In an article eminent Islamic scholar Maulana Wahiduddin Khan recalls an incident in early 1992. He writes that one day two well-educated Kashmiri youths came to meet him in Delhi. They were not members of any militant group but supported the militant movement. “The men passionately defended the ‘movement’, and even claimed that shortly the Kashmiris would score a ‘glorious success’. Then, on my request, they penned a few words in my diary. ‘Once we separate from India’, they wrote, ‘our land will become an Islamic Kashmir’,” recalls Khan.

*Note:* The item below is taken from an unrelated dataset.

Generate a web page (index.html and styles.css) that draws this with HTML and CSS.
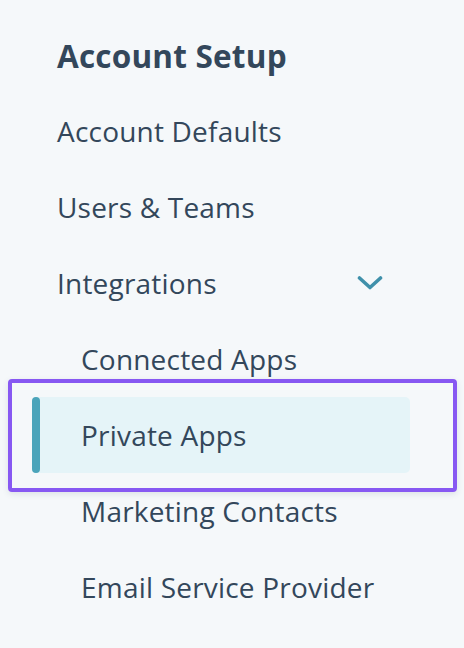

Since the boys refused to agree with Khan, the latter wrote the following words in his diary:

“If Kashmir separates from India, the independent state of Kashmir that would come into being or, if Kashmir joins Pakistan, the Pakistani province of Kashmir that would be formed, would be a destroyed and devastated Kashmir. The choice before Kashmiris is not between Indian Kashmir and Pakistani Kashmir, but, rather, between Indian Kashmir and a destroyed Kashmir.”

Nearly three decades have passed, and tens of thousands of lives have been lost since the Maulana’s meeting with the two Kashmiri boys that cold morning in Delhi, but the words of those two Kashmiris have remained wishful thinking. An independent Kashmir is a chimera, an illusion.

It is time to be realistic. The lives lost cannot be brought back; the youth wasted cannot be salvaged. But you can protect and prosper with what is not lost. Some of your discredited leaders are calling the defanging of Article 370 and 35A a conspiracy to turn Kashmir into an “open jail.” Don’t buy the propaganda that you will be “colonised” by India, your territory stolen, and your dignity tattered. You are part of us.

Once the curfew is lifted and normalcy restored, come out of your homes. Pickup, not the stones and other lethal weapons, but your pen. Don’t endanger your future and the future of your children. You don’t need to look elsewhere but to the life of the Prophet of Islam (PBUH) for inspiration. The Prophet (PBUH) said: “The ink of the scholar is more sacred than the blood of the martyr.”